Even former President Donald Trump weighed in, warning the Fed not to make any rate adjustments ahead of the election, claiming it could interfere with the political process. Harris, predictably, framed this as an attack on the Fed’s independence, while conveniently ignoring her own party’s calls for deeper rate cuts. The political maneuvering on both sides only further illustrates how the Fed has become a pawn in a broader electoral game.
The Fed’s Premature Move Endangers Workers
At the end of the day, the Fed’s premature rate cut wasn’t about protecting the economy—it was about politics and keeping the Wall Street traders happy. Democrats, led by Warren and others, pressured Powell to make this move under the guise of safeguarding the labor market, even as the data clearly showed no such crisis.
Perhaps the Fed is innocent of politics here. It may really have become convinced by the narrative it has been hearing from Wall Street and Democrats that the “balance of risks” was now tilted toward a weakened labor market. The jobs report, however, suggests this was the wrong conclusion.
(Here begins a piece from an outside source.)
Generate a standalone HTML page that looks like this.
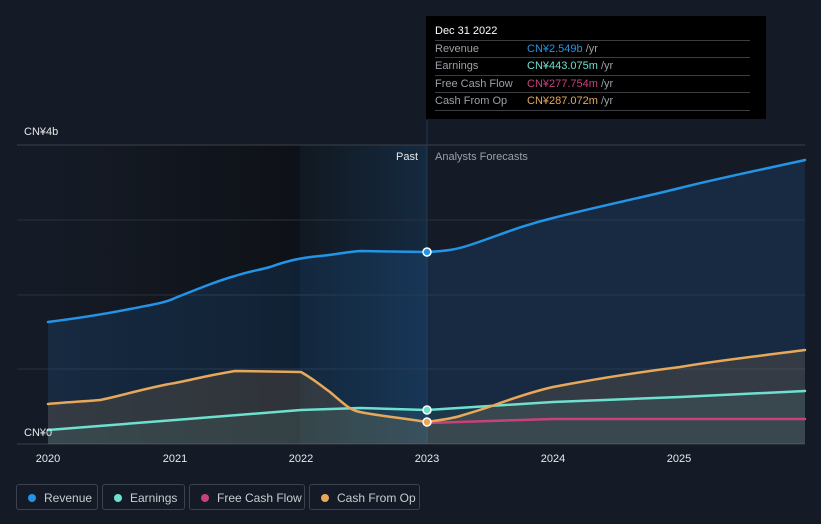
<!DOCTYPE html>
<html><head><meta charset="utf-8"><style>
body{margin:0;width:821px;height:524px;background:#151b26;font-family:"Liberation Sans","Noto Sans CJK SC",sans-serif;overflow:hidden;position:relative}
.tt{position:absolute;left:426px;top:16px;width:340px;height:103px;background:#000;color:#9aa0a6;font-size:11px}
.tt .h{position:absolute;left:9px;top:9px;color:#fff;font-size:11px}
.tt .r{position:absolute;left:9px;width:315px;height:17px;border-top:1px solid #3a3d42;line-height:17px}
.tt .r span{position:absolute;left:92px}
.leg{position:absolute;top:484px;height:26px;border:1px solid #3c4350;border-radius:3px;color:#c9ccd1;font-size:12px;line-height:26px;box-sizing:border-box;padding-left:27px}
.leg i{position:absolute;left:11px;top:9px;width:8px;height:8px;border-radius:50%}
</style></head><body>
<svg width="821" height="524" style="position:absolute;left:0;top:0">
<defs>
<linearGradient id="past" x1="0" x2="1"><stop offset="0" stop-color="#151b26"/><stop offset="1" stop-color="#0e1117"/></linearGradient>
<linearGradient id="band" x1="0" x2="1"><stop offset="0" stop-color="#111821"/><stop offset="1" stop-color="#152a40"/></linearGradient>
</defs>
<rect x="48" y="145" width="252" height="299" fill="url(#past)"/>
<rect x="300" y="145" width="127" height="299" fill="url(#band)"/>
<g stroke="#2a303b" stroke-width="1">
<line x1="17" y1="145" x2="805" y2="145" stroke="#3a404b"/><line x1="17" y1="220" x2="805" y2="220"/><line x1="17" y1="295" x2="805" y2="295"/><line x1="17" y1="369" x2="805" y2="369"/><line x1="17" y1="444" x2="805" y2="444" stroke="#3a404b"/>
</g>
<line x1="427" y1="120" x2="427" y2="444" stroke="#1f3a55" stroke-width="1"/>
<path d="M48,322 C80,318 100,315 130,309 C150,305 165,303 175,298 C200,288 220,280 235,276 C250,271 260,270 270,267 C290,260 300,258 320,256 C340,254 345,252 360,251 L427,252 C445,251 455,250 470,245 C500,235 520,226 553,218 C600,206 640,198 680,188 C720,178 760,170 805,160 L805,444 L48,444Z" fill="#1f6fbf" fill-opacity="0.18"/>
<path d="M48,404 C70,402 90,401 100,400 C120,396 150,387 175,383 C195,379 205,376 235,371 L301,372 C315,380 320,385 330,392 C345,405 350,410 360,412 C380,416 395,417 427,422 C440,420 450,419 460,416 C480,410 490,407 500,403 C520,396 535,391 553,387 C600,378 640,372 680,367 C720,360 760,356 805,350 L805,444 L48,444Z" fill="#e0a458" fill-opacity="0.15"/>
<path d="M48,430 L175,420 L301,410 L360,408 L427,410 L553,402 L680,397 L805,391 L805,444 L48,444Z" fill="#6ee0d0" fill-opacity="0.08"/>
<g fill="none" stroke-width="2.5" stroke-linecap="round">
<path d="M48,322 C80,318 100,315 130,309 C150,305 165,303 175,298 C200,288 220,280 235,276 C250,271 260,270 270,267 C290,260 300,258 320,256 C340,254 345,252 360,251 L427,252 C445,251 455,250 470,245 C500,235 520,226 553,218 C600,206 640,198 680,188 C720,178 760,170 805,160" stroke="#2394e6"/>
<path d="M48,430 L175,420 L301,410 L360,408 L427,410 L553,402 L680,397 L805,391" stroke="#6ee0d0"/>
<path d="M427,423 L553,419 L805,419" stroke="#c7427d"/>
<path d="M48,404 C70,402 90,401 100,400 C120,396 150,387 175,383 C195,379 205,376 235,371 L301,372 C315,380 320,385 330,392 C345,405 350,410 360,412 C380,416 395,417 427,422 C440,420 450,419 460,416 C480,410 490,407 500,403 C520,396 535,391 553,387 C600,378 640,372 680,367 C720,360 760,356 805,350" stroke="#e8a85a"/>
</g>
<circle cx="427" cy="252" r="4" fill="#2394e6" stroke="#fff" stroke-width="1.5"/>
<circle cx="427" cy="410" r="4" fill="#6ee0d0" stroke="#fff" stroke-width="1.5"/>
<circle cx="427" cy="422" r="4" fill="#e8a85a" stroke="#fff" stroke-width="1.5"/>
<g font-size="11" fill="#e6e8eb" font-family="Liberation Sans,sans-serif">
<text x="24" y="135">CN¥4b</text><text x="24" y="436">CN¥0</text>
<text x="396" y="160">Past</text>
<text x="435" y="160" fill="#9aa0a6">Analysts Forecasts</text>
<text x="48" y="462" text-anchor="middle">2020</text><text x="175" y="462" text-anchor="middle">2021</text><text x="301" y="462" text-anchor="middle">2022</text><text x="427" y="462" text-anchor="middle">2023</text><text x="553" y="462" text-anchor="middle">2024</text><text x="679" y="462" text-anchor="middle">2025</text>
</g>
</svg>
<div class="tt"><div class="h">Dec 31 2022</div>
<div class="r" style="top:24px">Revenue<span><b style="font-weight:normal;color:#2394e6">CN¥2.549b</b> /yr</span></div>
<div class="r" style="top:41px">Earnings<span><b style="font-weight:normal;color:#6ee0d0">CN¥443.075m</b> /yr</span></div>
<div class="r" style="top:59px">Free Cash Flow<span><b style="font-weight:normal;color:#c7427d">CN¥277.754m</b> /yr</span></div>
<div class="r" style="top:76px;border-bottom:1px solid #3a3d42">Cash From Op<span><b style="font-weight:normal;color:#e8a85a">CN¥287.072m</b> /yr</span></div>
</div>
<div class="leg" style="left:16px;width:82px"><i style="background:#2394e6"></i>Revenue</div>
<div class="leg" style="left:102px;width:83px"><i style="background:#6ee0d0"></i>Earnings</div>
<div class="leg" style="left:189px;width:116px"><i style="background:#c7427d"></i>Free Cash Flow</div>
<div class="leg" style="left:309px;width:111px"><i style="background:#e8a85a"></i>Cash From Op</div>
</body></html>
If inflation returns, it will be America’s working class that suffers. They’ve already waited too long for wages to catch up to the cost of living, and now they face the possibility of losing those gains to rising prices. The Democrats wanted more rate cuts to boost their electoral prospects, and the Fed delivered. But it’s the workers who will pay the price when inflationary pressures resurface.
What would have been the harm in waiting a few more months, until after the election, to cut interest rates? There’s no theory of monetary policy that demanded any rate cut in September, much less a 50 basis point cut. After a few months, the Fed would have had a much clearer picture of the economy than it did last month.
The bottom line is this: the Fed’s September rate cut was premature, driven by either political expediency or short-sightedness rather than economic necessity. Democrats pushed for an even deeper cut, but what the economy needed was patience, not political meddling. Workers deserve better than to be caught in the crossfire of Washington’s short-term political games.